I'm getting a similar problem to this with serverless-bundle. Any ideas how to work around this with serverless-bundle?

SaajidJoosab avatar May 01 '20 00:05 SaajidJoosab

Hello,

Any update on this issue ? I tried all the workaround combinations here (painfully). One did work but seems very hacky :

Import files like described here : https://github.com/berstend/puppeteer-extra/issues/93#issuecomment-563159177

But i had to comment out AcceptLanguagePlugin and UserAgentPlugin (maybe they don't exist anymore ?)

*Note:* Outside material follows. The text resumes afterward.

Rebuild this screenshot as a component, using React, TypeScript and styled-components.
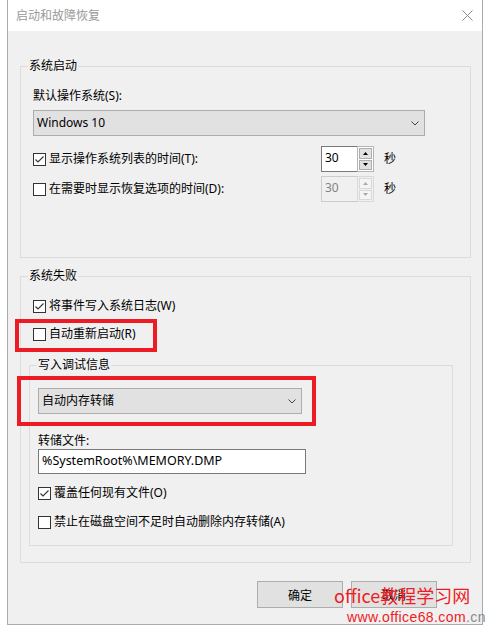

// import AcceptLanguagePlugin from 'puppeteer-extra-plugin-stealth/evasions/accept-language';
// import UserAgentPlugin from 'puppeteer-extra-plugin-stealth/evasions/user-agent';

But I also had to use the solution described here : https://github.com/berstend/puppeteer-extra/issues/93#issuecomment-575600329

When building I'm getting these warnings :

 warning  in ./node_modules/puppeteer-extra/dist/index.esm.js
Critical dependency: the request of a dependency is an expression
 warning  in ./node_modules/puppeteer-extra/dist/index.esm.js
Module not found: Error: Can't resolve 'puppeteer-core' in '...\node_modules\puppeteer-extra\dist'

But puppeteer opens and seems to work.


Unfortunately this more elegant solution didn't work : https://github.com/berstend/puppeteer-extra/issues/93#issuecomment-564185702

Would be nice to clarify the best way to make stealth-plugin work with webpack, and maybe document it.

Thanks

sydney-d avatar May 23 '20 18:05 sydney-d

Same issue over here.

celicoo avatar Jun 04 '20 13:06 celicoo

@celicoo did you try this? https://github.com/berstend/puppeteer-extra/issues/93#issuecomment-564185702

berstend avatar Aug 06 '20 04:08 berstend

@celicoo for me I had to add both solutions mentioned here. In second rule I had to update regex in test:

            {
                test: /\.js$/,
                use: "unlazy-loader"
            },
            {
                // regex for the files that are problematic
                test: /node_modules\/puppeteer-extra\/dist\/index\.esm\.js/,
                loader: 'string-replace-loader',
                options: {
                    // match a require function call where the argument isn't a string
                    // also capture the first character of the args so we can ignore it later
                    search: 'require[(]([^\'"])',
                    // replace the 'require(' with a '__non_webpack_require__(', meaning it will require the files at runtime
                    // $1 grabs the first capture group from the regex, the one character we matched and don't want to lose
                    replace: '__non_webpack_require__($1',
                    flags: 'g'
                }
            },

psalkowski avatar Aug 14 '20 20:08 psalkowski

I got this working locally but when I used webpack to bundle it and send it over to aws lambda, this line StealthPlugin(); results to the error below. Adding "kind-of": "^6.0.2" to the project's package.json does not resolve the problem. Error: Cannot find module 'kind-of' at a (/var/task/index.js:145:1835) at Function.o [as typeOf] (/var/task/index.js:145:1440) at i (/var/task/index.js:145:854) at e.exports (/var/task/index.js:145:371) at new n (/var/task/index.js:139:191) at new i (/var/task/index.js:133:12241) at e.exports (/var/task/index.js:133:12910) at Object.startBrowser (/var/task/index.js:127:99655) at Runtime.t.handler (/var/task/index.js:127:86330) at processTicksAndRejections (internal/process/task_queues.js:93:5) { code: 'MODULE_NOT_FOUND' }

I had the same issue. unlazy-loader solved this for me...

Doesn't work for me.

Nisthar avatar Oct 08 '20 11:10 Nisthar

Any fix for this?

Nisthar avatar Oct 09 '20 18:10 Nisthar

On a more general note:

  • please post your configs/what you already tried to do
  • please describe what didn't work (with exact error messages)
  • please ask nicely for help/input from others in case you experience issues

berstend avatar Oct 10 '20 09:10 berstend